Brief
Scan the data for lines with "index" and report the count by itself.

Entries
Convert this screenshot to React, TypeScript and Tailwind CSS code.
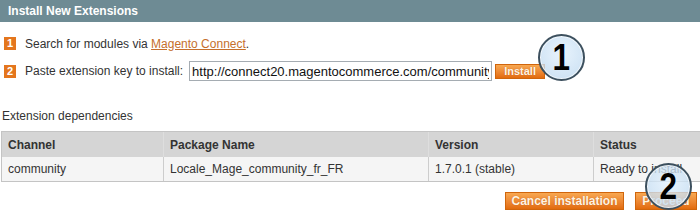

==

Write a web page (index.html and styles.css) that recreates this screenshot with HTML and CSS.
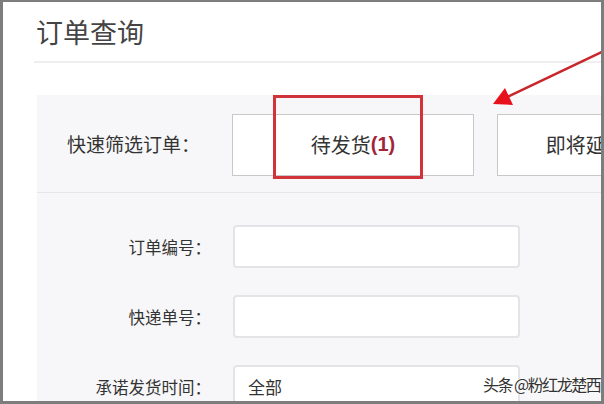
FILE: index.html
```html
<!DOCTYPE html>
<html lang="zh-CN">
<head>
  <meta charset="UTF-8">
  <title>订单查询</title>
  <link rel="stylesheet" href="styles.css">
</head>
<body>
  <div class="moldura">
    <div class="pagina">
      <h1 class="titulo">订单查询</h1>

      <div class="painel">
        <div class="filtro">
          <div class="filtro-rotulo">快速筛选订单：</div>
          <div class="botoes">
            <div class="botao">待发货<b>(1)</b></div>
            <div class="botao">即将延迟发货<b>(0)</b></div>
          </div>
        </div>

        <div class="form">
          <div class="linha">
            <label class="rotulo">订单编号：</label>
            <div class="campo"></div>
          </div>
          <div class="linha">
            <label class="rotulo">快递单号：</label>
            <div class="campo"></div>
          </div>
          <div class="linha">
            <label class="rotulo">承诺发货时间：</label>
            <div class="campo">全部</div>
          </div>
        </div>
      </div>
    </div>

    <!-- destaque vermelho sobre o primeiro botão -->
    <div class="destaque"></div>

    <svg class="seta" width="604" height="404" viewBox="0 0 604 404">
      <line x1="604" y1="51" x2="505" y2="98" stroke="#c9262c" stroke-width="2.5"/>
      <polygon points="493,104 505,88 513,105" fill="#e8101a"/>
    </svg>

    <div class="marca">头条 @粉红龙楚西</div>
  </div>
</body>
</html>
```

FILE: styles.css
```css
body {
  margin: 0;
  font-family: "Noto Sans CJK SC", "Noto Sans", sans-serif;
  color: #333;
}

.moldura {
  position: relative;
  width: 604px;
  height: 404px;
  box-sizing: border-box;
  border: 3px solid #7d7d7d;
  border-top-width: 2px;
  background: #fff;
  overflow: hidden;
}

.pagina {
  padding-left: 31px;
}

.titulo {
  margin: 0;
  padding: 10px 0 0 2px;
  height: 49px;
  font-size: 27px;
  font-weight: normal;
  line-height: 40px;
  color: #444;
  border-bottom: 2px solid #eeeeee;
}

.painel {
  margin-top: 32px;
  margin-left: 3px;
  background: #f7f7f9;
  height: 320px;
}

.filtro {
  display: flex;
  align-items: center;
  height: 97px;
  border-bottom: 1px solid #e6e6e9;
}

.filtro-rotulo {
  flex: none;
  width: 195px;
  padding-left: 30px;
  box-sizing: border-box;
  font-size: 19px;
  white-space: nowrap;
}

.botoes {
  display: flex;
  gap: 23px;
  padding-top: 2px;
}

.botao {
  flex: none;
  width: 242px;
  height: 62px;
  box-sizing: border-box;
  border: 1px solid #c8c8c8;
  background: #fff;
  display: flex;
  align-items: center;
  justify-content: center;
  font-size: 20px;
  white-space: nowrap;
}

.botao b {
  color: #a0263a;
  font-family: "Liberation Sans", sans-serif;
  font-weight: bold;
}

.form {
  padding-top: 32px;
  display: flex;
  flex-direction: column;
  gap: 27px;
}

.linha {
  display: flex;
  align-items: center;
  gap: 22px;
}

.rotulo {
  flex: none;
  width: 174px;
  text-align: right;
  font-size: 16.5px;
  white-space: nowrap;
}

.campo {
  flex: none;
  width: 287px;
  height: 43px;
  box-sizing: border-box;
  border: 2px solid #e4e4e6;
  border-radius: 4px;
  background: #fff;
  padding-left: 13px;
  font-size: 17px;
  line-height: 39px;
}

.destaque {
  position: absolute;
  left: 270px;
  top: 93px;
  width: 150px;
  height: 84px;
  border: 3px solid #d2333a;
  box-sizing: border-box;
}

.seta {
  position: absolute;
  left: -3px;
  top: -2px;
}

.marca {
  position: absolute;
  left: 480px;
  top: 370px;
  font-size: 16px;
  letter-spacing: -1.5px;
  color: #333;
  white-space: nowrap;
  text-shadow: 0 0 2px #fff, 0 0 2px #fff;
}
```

Exercise answer
2